EXERCISE DESCRIPTION => Word for word, transcribe the lines below and drop the pictures.
★ ★ ★ ★ ★ ★ ★
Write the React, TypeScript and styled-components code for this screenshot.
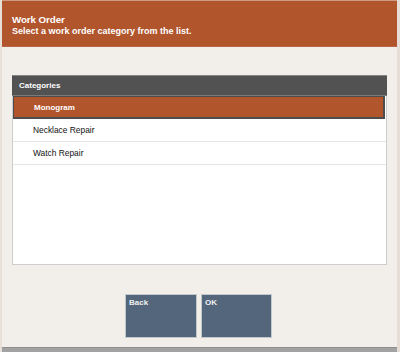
import React from "react";
import styled, { createGlobalStyle } from "styled-components";

const Global = createGlobalStyle`
  html, body { margin: 0; padding: 0; background: #f2efea; }
  body { font-family: "Liberation Sans", Arial, sans-serif; }
`;

const Screen = styled.div`
  width: 400px;
  height: 352px;
  box-sizing: border-box;
  display: flex;
  flex-direction: column;
  background: #f2efea;
  border-left: 2px solid #e7e0d8;
  border-right: 3px solid #e6ded6;
  overflow: hidden;
`;

const Header = styled.header`
  height: 47px;
  box-sizing: border-box;
  margin-left: -2px;
  background: #b1552d;
  border-top: 1px solid #cf9a82;
  border-bottom: 1px solid #b86646;
  padding: 13px 12px 0 12px;
  color: #ffffff;
`;

const Title = styled.div`
  font-size: 9.8px;
  line-height: 12px;
  font-weight: 700;
  letter-spacing: -0.1px;
`;

const Subtitle = styled.div`
  font-size: 9px;
  line-height: 11px;
  font-weight: 700;
`;

const Body = styled.main`
  flex: 1;
  display: flex;
  flex-direction: column;
  padding: 28px 10px 0 10px;
`;

const Panel = styled.section`
  height: 190px;
  box-sizing: border-box;
  background: #ffffff;
  border: 1px solid #cdcdcd;
  border-top: none;
  display: flex;
  flex-direction: column;
`;

const PanelHeader = styled.div`
  height: 21px;
  box-sizing: border-box;
  margin: 0 -1px;
  background: #525252;
  border-top: 1px solid #858585;
  border-bottom: 1px solid #7a7a7a;
  color: #ffffff;
  font-size: 8px;
  font-weight: 700;
  display: flex;
  align-items: center;
  padding-left: 7px;
`;

const Row = styled.div<{ $selected?: boolean }>`
  height: 23px;
  box-sizing: border-box;
  display: flex;
  align-items: center;
  padding-left: 20px;
  font-size: ${(p) => (p.$selected ? "8px" : "8.4px")};
  font-weight: ${(p) => (p.$selected ? 700 : 400)};
  color: ${(p) => (p.$selected ? "#ffffff" : "#111111")};
  background: ${(p) => (p.$selected ? "#b1552d" : "#ffffff")};
  border: ${(p) => (p.$selected ? "1px solid #4d4d4d" : "none")};
  border-right-width: ${(p) => (p.$selected ? "2px" : "0")};
  border-bottom: ${(p) => (p.$selected ? "2px solid #4d4d4d" : "1px solid #e4e4e4")};
  margin-right: ${(p) => (p.$selected ? "1px" : "0")};
`;

const ButtonBar = styled.div`
  display: flex;
  justify-content: center;
  gap: 4px;
  margin-top: 29px;
  padding-right: 2px;
`;

const ActionButton = styled.button<{ $w: number }>`
  width: ${(p) => p.$w}px;
  height: 44px;
  box-sizing: border-box;
  background: #53667b;
  border: 1px solid #c3c8cd;
  color: #f0f0f0;
  font-family: "Liberation Sans", Arial, sans-serif;
  font-size: 8px;
  font-weight: 700;
  text-align: left;
  padding: 3px 3px;
  display: flex;
  align-items: flex-start;
  cursor: pointer;
`;

const Spacer = styled.div`
  flex: 1;
`;

const BottomBar = styled.footer`
  height: 4px;
  margin: 0 -3px 0 -2px;
  background: #a2a2a2;
  border-top: 1px solid #8f8f8f;
`;

const categories = ["Monogram", "Necklace Repair", "Watch Repair"];

export default function App() {
  return (
    <>
      <Global />
      <Screen>
        <Header>
          <Title>Work Order</Title>
          <Subtitle>Select a work order category from the list.</Subtitle>
        </Header>
        <Body>
          <Panel>
            <PanelHeader>Categories</PanelHeader>
            {categories.map((c, i) => (
              <Row key={c} $selected={i === 0}>
                {c}
              </Row>
            ))}
          </Panel>
          <ButtonBar>
            <ActionButton $w={72}>Back</ActionButton>
            <ActionButton $w={71}>OK</ActionButton>
          </ButtonBar>
          <Spacer />
        </Body>
        <BottomBar />
      </Screen>
    </>
  );
}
★ ★ ★ ★ ★ ★ ★
TASK ANSWER =>
Write the React, TypeScript and styled-components code for this screenshot.
import React from "react";
import styled, { createGlobalStyle } from "styled-components";

const Global = createGlobalStyle`
  html, body { margin: 0; padding: 0; background: #f2efea; }
  body { font-family: "Liberation Sans", Arial, sans-serif; }
`;

const Screen = styled.div`
  width: 400px;
  height: 352px;
  box-sizing: border-box;
  display: flex;
  flex-direction: column;
  background: #f2efea;
  border-left: 2px solid #e7e0d8;
  border-right: 3px solid #e6ded6;
  overflow: hidden;
`;

const Header = styled.header`
  height: 47px;
  box-sizing: border-box;
  margin-left: -2px;
  background: #b1552d;
  border-top: 1px solid #cf9a82;
  border-bottom: 1px solid #b86646;
  padding: 13px 12px 0 12px;
  color: #ffffff;
`;

const Title = styled.div`
  font-size: 9.8px;
  line-height: 12px;
  font-weight: 700;
  letter-spacing: -0.1px;
`;

const Subtitle = styled.div`
  font-size: 9px;
  line-height: 11px;
  font-weight: 700;
`;

const Body = styled.main`
  flex: 1;
  display: flex;
  flex-direction: column;
  padding: 28px 10px 0 10px;
`;

const Panel = styled.section`
  height: 190px;
  box-sizing: border-box;
  background: #ffffff;
  border: 1px solid #cdcdcd;
  border-top: none;
  display: flex;
  flex-direction: column;
`;

const PanelHeader = styled.div`
  height: 21px;
  box-sizing: border-box;
  margin: 0 -1px;
  background: #525252;
  border-top: 1px solid #858585;
  border-bottom: 1px solid #7a7a7a;
  color: #ffffff;
  font-size: 8px;
  font-weight: 700;
  display: flex;
  align-items: center;
  padding-left: 7px;
`;

const Row = styled.div<{ $selected?: boolean }>`
  height: 23px;
  box-sizing: border-box;
  display: flex;
  align-items: center;
  padding-left: 20px;
  font-size: ${(p) => (p.$selected ? "8px" : "8.4px")};
  font-weight: ${(p) => (p.$selected ? 700 : 400)};
  color: ${(p) => (p.$selected ? "#ffffff" : "#111111")};
  background: ${(p) => (p.$selected ? "#b1552d" : "#ffffff")};
  border: ${(p) => (p.$selected ? "1px solid #4d4d4d" : "none")};
  border-right-width: ${(p) => (p.$selected ? "2px" : "0")};
  border-bottom: ${(p) => (p.$selected ? "2px solid #4d4d4d" : "1px solid #e4e4e4")};
  margin-right: ${(p) => (p.$selected ? "1px" : "0")};
`;

const ButtonBar = styled.div`
  display: flex;
  justify-content: center;
  gap: 4px;
  margin-top: 29px;
  padding-right: 2px;
`;

const ActionButton = styled.button<{ $w: number }>`
  width: ${(p) => p.$w}px;
  height: 44px;
  box-sizing: border-box;
  background: #53667b;
  border: 1px solid #c3c8cd;
  color: #f0f0f0;
  font-family: "Liberation Sans", Arial, sans-serif;
  font-size: 8px;
  font-weight: 700;
  text-align: left;
  padding: 3px 3px;
  display: flex;
  align-items: flex-start;
  cursor: pointer;
`;

const Spacer = styled.div`
  flex: 1;
`;

const BottomBar = styled.footer`
  height: 4px;
  margin: 0 -3px 0 -2px;
  background: #a2a2a2;
  border-top: 1px solid #8f8f8f;
`;

const categories = ["Monogram", "Necklace Repair", "Watch Repair"];

export default function App() {
  return (
    <>
      <Global />
      <Screen>
        <Header>
          <Title>Work Order</Title>
          <Subtitle>Select a work order category from the list.</Subtitle>
        </Header>
        <Body>
          <Panel>
            <PanelHeader>Categories</PanelHeader>
            {categories.map((c, i) => (
              <Row key={c} $selected={i === 0}>
                {c}
              </Row>
            ))}
          </Panel>
          <ButtonBar>
            <ActionButton $w={72}>Back</ActionButton>
            <ActionButton $w={71}>OK</ActionButton>
          </ButtonBar>
          <Spacer />
        </Body>
        <BottomBar />
      </Screen>
    </>
  );
}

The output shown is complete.